大相撲九州場所(10日初日、福岡国際センター)に出場が決まった貴景勝(23=千賀ノ浦)は、大関として真価が問われる場所となりそうだ。

 9月の秋場所千秋楽で左大胸筋を部分断裂。九州場所の出場が危ぶまれる中、稽古を再開した10月29日の時点で「出ます」と公言していた。ただ、角界では最終的に出場の可否を決める権限は師匠にある。千賀ノ浦親方(58=元小結隆三杉)が認めなければ出場できない。
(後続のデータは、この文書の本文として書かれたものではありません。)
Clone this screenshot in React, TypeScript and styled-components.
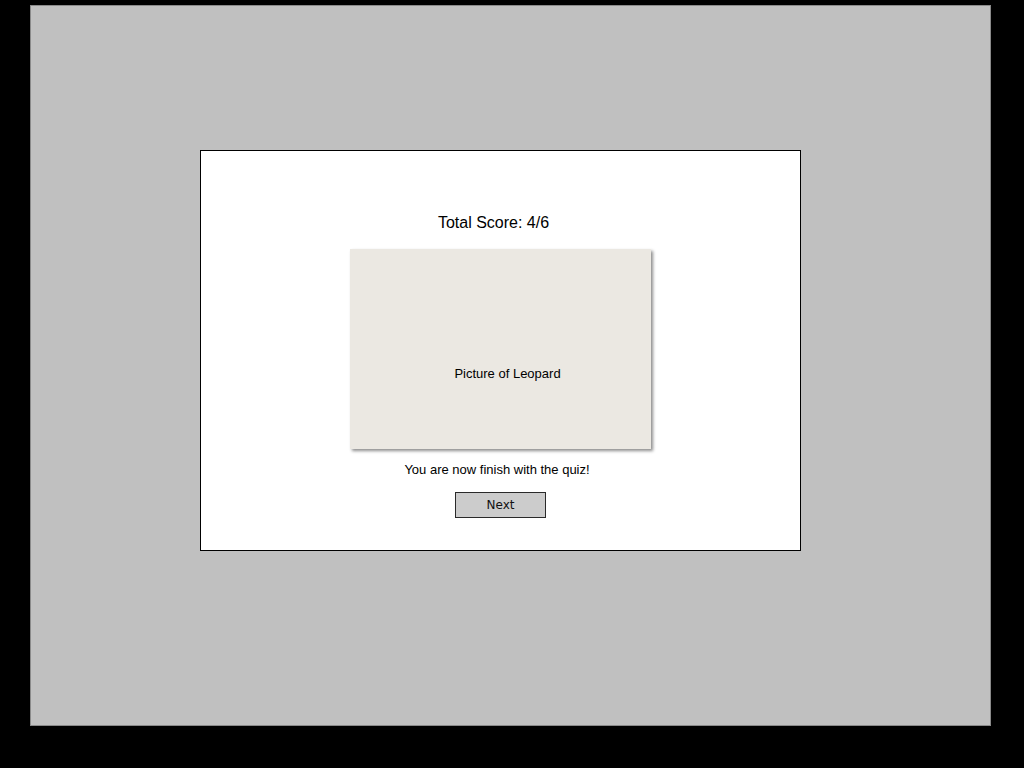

 実際、千賀ノ浦親方は7月の名古屋場所で右ヒザに不安を抱えていた貴景勝の出場にストップをかけている。場所前の稽古で関取衆と相撲を取ることすらできていなかったからだ。千賀ノ浦親方は、出場を直訴する弟子を4時間以上にわたって説得。最後は貴景勝が師匠の判断を受け入れた。

 そして、今回は…。7日に福岡・篠栗町の部屋宿舎で調整した貴景勝は幕内隆の勝(24)と相撲を10番取って7勝3敗。稽古後に千賀ノ浦親方が出場の意思を確認すると本人は「はい、大丈夫です」とキッパリ。師弟の話し合いは、なんとわずか1分足らずで終わった。千賀ノ浦親方は「最終確認をしました。出場します」と明言。「(状態は)考えていたより非常に良くていい仕上がり」とゴーサインを出した。

 今回は部屋や一門の関取衆との稽古に加えて、前日6日には自ら志願して追手風部屋へ出稽古。積極的に関取衆と稽古をする姿勢を示すことで、師匠を納得させた。あとは、土俵で結果を残せるかどうか。